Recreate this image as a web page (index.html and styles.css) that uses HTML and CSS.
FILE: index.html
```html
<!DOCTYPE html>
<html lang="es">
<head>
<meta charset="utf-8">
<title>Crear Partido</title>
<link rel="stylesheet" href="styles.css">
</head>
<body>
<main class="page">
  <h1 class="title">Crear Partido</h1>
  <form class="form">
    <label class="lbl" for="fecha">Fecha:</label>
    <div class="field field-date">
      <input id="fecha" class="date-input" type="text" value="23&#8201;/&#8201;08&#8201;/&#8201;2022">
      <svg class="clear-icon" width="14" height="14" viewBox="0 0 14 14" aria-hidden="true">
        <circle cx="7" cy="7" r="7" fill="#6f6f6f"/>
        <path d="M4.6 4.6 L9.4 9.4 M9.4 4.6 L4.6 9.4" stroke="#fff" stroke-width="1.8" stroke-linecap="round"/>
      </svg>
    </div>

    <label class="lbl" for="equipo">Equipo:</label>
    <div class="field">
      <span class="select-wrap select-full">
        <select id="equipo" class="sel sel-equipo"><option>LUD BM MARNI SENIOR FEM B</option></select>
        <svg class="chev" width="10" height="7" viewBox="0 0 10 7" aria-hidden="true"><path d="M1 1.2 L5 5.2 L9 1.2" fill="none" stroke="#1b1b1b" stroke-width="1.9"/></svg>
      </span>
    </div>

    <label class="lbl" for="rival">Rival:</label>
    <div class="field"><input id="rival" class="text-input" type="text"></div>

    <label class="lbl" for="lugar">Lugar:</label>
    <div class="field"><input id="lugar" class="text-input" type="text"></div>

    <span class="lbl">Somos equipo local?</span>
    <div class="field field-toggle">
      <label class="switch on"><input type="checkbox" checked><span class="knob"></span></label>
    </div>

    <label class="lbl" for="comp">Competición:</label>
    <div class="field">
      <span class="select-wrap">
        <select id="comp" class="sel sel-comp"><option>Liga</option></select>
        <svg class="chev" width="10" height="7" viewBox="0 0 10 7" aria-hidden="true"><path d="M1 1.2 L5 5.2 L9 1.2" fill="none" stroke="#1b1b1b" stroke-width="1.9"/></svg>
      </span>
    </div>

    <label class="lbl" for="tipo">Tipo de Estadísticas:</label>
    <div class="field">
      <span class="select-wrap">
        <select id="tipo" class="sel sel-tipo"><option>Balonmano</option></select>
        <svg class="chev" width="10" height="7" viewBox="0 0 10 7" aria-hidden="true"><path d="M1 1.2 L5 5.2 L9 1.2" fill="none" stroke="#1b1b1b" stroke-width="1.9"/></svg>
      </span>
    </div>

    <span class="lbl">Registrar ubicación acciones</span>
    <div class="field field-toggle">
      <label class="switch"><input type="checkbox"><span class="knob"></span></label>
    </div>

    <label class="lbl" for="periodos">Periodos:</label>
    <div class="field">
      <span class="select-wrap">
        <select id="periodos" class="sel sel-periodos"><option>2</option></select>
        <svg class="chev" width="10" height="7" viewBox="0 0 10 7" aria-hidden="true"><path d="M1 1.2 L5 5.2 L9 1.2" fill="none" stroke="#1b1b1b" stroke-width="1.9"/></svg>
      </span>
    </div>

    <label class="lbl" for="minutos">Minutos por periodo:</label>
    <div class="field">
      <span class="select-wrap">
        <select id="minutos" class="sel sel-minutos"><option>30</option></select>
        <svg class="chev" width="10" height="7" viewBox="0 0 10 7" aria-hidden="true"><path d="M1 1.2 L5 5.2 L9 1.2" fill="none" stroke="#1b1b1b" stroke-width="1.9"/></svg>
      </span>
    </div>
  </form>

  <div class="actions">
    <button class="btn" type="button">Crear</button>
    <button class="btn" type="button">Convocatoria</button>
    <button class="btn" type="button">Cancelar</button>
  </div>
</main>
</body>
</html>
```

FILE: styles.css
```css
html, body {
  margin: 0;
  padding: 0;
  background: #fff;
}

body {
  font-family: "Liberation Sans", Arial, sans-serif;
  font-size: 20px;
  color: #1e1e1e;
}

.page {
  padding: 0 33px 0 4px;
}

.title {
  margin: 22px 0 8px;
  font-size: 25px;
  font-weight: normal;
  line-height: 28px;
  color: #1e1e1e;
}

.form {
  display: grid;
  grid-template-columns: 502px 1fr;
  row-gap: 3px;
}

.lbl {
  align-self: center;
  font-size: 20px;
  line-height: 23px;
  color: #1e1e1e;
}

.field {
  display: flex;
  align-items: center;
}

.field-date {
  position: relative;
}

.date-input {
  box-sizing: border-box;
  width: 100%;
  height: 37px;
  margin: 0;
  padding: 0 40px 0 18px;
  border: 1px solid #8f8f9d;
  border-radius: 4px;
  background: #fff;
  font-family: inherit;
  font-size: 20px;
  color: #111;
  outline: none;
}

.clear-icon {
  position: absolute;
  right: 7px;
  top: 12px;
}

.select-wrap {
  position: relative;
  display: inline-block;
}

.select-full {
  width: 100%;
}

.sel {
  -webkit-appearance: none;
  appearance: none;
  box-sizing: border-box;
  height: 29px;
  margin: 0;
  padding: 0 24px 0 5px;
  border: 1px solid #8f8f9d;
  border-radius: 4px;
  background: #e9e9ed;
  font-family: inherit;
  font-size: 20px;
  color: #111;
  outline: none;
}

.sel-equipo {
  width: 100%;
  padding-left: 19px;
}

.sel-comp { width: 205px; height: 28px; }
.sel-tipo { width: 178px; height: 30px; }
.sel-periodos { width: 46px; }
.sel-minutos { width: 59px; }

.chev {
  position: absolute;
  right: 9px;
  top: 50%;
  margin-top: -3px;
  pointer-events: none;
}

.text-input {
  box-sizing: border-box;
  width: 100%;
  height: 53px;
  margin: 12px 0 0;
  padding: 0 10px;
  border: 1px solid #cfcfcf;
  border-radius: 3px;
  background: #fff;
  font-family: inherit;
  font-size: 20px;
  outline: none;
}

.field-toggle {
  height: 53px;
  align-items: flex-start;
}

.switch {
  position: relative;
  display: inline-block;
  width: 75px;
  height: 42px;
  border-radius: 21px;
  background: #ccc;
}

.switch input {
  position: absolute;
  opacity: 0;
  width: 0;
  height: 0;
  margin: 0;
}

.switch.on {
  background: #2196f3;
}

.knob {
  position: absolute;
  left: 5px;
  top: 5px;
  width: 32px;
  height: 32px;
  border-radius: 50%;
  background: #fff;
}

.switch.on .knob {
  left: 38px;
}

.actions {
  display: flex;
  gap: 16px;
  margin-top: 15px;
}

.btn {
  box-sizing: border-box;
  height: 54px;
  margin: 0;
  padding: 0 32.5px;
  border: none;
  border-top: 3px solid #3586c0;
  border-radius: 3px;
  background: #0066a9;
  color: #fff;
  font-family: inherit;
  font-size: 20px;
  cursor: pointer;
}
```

Stated goal → Nothing in the data may differ; print all of it exactly as written.

The reply →
Recreate this image as a web page (index.html and styles.css) that uses HTML and CSS.
FILE: index.html
```html
<!DOCTYPE html>
<html lang="es">
<head>
<meta charset="utf-8">
<title>Crear Partido</title>
<link rel="stylesheet" href="styles.css">
</head>
<body>
<main class="page">
  <h1 class="title">Crear Partido</h1>
  <form class="form">
    <label class="lbl" for="fecha">Fecha:</label>
    <div class="field field-date">
      <input id="fecha" class="date-input" type="text" value="23&#8201;/&#8201;08&#8201;/&#8201;2022">
      <svg class="clear-icon" width="14" height="14" viewBox="0 0 14 14" aria-hidden="true">
        <circle cx="7" cy="7" r="7" fill="#6f6f6f"/>
        <path d="M4.6 4.6 L9.4 9.4 M9.4 4.6 L4.6 9.4" stroke="#fff" stroke-width="1.8" stroke-linecap="round"/>
      </svg>
    </div>

    <label class="lbl" for="equipo">Equipo:</label>
    <div class="field">
      <span class="select-wrap select-full">
        <select id="equipo" class="sel sel-equipo"><option>LUD BM MARNI SENIOR FEM B</option></select>
        <svg class="chev" width="10" height="7" viewBox="0 0 10 7" aria-hidden="true"><path d="M1 1.2 L5 5.2 L9 1.2" fill="none" stroke="#1b1b1b" stroke-width="1.9"/></svg>
      </span>
    </div>

    <label class="lbl" for="rival">Rival:</label>
    <div class="field"><input id="rival" class="text-input" type="text"></div>

    <label class="lbl" for="lugar">Lugar:</label>
    <div class="field"><input id="lugar" class="text-input" type="text"></div>

    <span class="lbl">Somos equipo local?</span>
    <div class="field field-toggle">
      <label class="switch on"><input type="checkbox" checked><span class="knob"></span></label>
    </div>

    <label class="lbl" for="comp">Competición:</label>
    <div class="field">
      <span class="select-wrap">
        <select id="comp" class="sel sel-comp"><option>Liga</option></select>
        <svg class="chev" width="10" height="7" viewBox="0 0 10 7" aria-hidden="true"><path d="M1 1.2 L5 5.2 L9 1.2" fill="none" stroke="#1b1b1b" stroke-width="1.9"/></svg>
      </span>
    </div>

    <label class="lbl" for="tipo">Tipo de Estadísticas:</label>
    <div class="field">
      <span class="select-wrap">
        <select id="tipo" class="sel sel-tipo"><option>Balonmano</option></select>
        <svg class="chev" width="10" height="7" viewBox="0 0 10 7" aria-hidden="true"><path d="M1 1.2 L5 5.2 L9 1.2" fill="none" stroke="#1b1b1b" stroke-width="1.9"/></svg>
      </span>
    </div>

    <span class="lbl">Registrar ubicación acciones</span>
    <div class="field field-toggle">
      <label class="switch"><input type="checkbox"><span class="knob"></span></label>
    </div>

    <label class="lbl" for="periodos">Periodos:</label>
    <div class="field">
      <span class="select-wrap">
        <select id="periodos" class="sel sel-periodos"><option>2</option></select>
        <svg class="chev" width="10" height="7" viewBox="0 0 10 7" aria-hidden="true"><path d="M1 1.2 L5 5.2 L9 1.2" fill="none" stroke="#1b1b1b" stroke-width="1.9"/></svg>
      </span>
    </div>

    <label class="lbl" for="minutos">Minutos por periodo:</label>
    <div class="field">
      <span class="select-wrap">
        <select id="minutos" class="sel sel-minutos"><option>30</option></select>
        <svg class="chev" width="10" height="7" viewBox="0 0 10 7" aria-hidden="true"><path d="M1 1.2 L5 5.2 L9 1.2" fill="none" stroke="#1b1b1b" stroke-width="1.9"/></svg>
      </span>
    </div>
  </form>

  <div class="actions">
    <button class="btn" type="button">Crear</button>
    <button class="btn" type="button">Convocatoria</button>
    <button class="btn" type="button">Cancelar</button>
  </div>
</main>
</body>
</html>
```

FILE: styles.css
```css
html, body {
  margin: 0;
  padding: 0;
  background: #fff;
}

body {
  font-family: "Liberation Sans", Arial, sans-serif;
  font-size: 20px;
  color: #1e1e1e;
}

.page {
  padding: 0 33px 0 4px;
}

.title {
  margin: 22px 0 8px;
  font-size: 25px;
  font-weight: normal;
  line-height: 28px;
  color: #1e1e1e;
}

.form {
  display: grid;
  grid-template-columns: 502px 1fr;
  row-gap: 3px;
}

.lbl {
  align-self: center;
  font-size: 20px;
  line-height: 23px;
  color: #1e1e1e;
}

.field {
  display: flex;
  align-items: center;
}

.field-date {
  position: relative;
}

.date-input {
  box-sizing: border-box;
  width: 100%;
  height: 37px;
  margin: 0;
  padding: 0 40px 0 18px;
  border: 1px solid #8f8f9d;
  border-radius: 4px;
  background: #fff;
  font-family: inherit;
  font-size: 20px;
  color: #111;
  outline: none;
}

.clear-icon {
  position: absolute;
  right: 7px;
  top: 12px;
}

.select-wrap {
  position: relative;
  display: inline-block;
}

.select-full {
  width: 100%;
}

.sel {
  -webkit-appearance: none;
  appearance: none;
  box-sizing: border-box;
  height: 29px;
  margin: 0;
  padding: 0 24px 0 5px;
  border: 1px solid #8f8f9d;
  border-radius: 4px;
  background: #e9e9ed;
  font-family: inherit;
  font-size: 20px;
  color: #111;
  outline: none;
}

.sel-equipo {
  width: 100%;
  padding-left: 19px;
}

.sel-comp { width: 205px; height: 28px; }
.sel-tipo { width: 178px; height: 30px; }
.sel-periodos { width: 46px; }
.sel-minutos { width: 59px; }

.chev {
  position: absolute;
  right: 9px;
  top: 50%;
  margin-top: -3px;
  pointer-events: none;
}

.text-input {
  box-sizing: border-box;
  width: 100%;
  height: 53px;
  margin: 12px 0 0;
  padding: 0 10px;
  border: 1px solid #cfcfcf;
  border-radius: 3px;
  background: #fff;
  font-family: inherit;
  font-size: 20px;
  outline: none;
}

.field-toggle {
  height: 53px;
  align-items: flex-start;
}

.switch {
  position: relative;
  display: inline-block;
  width: 75px;
  height: 42px;
  border-radius: 21px;
  background: #ccc;
}

.switch input {
  position: absolute;
  opacity: 0;
  width: 0;
  height: 0;
  margin: 0;
}

.switch.on {
  background: #2196f3;
}

.knob {
  position: absolute;
  left: 5px;
  top: 5px;
  width: 32px;
  height: 32px;
  border-radius: 50%;
  background: #fff;
}

.switch.on .knob {
  left: 38px;
}

.actions {
  display: flex;
  gap: 16px;
  margin-top: 15px;
}

.btn {
  box-sizing: border-box;
  height: 54px;
  margin: 0;
  padding: 0 32.5px;
  border: none;
  border-top: 3px solid #3586c0;
  border-radius: 3px;
  background: #0066a9;
  color: #fff;
  font-family: inherit;
  font-size: 20px;
  cursor: pointer;
}
```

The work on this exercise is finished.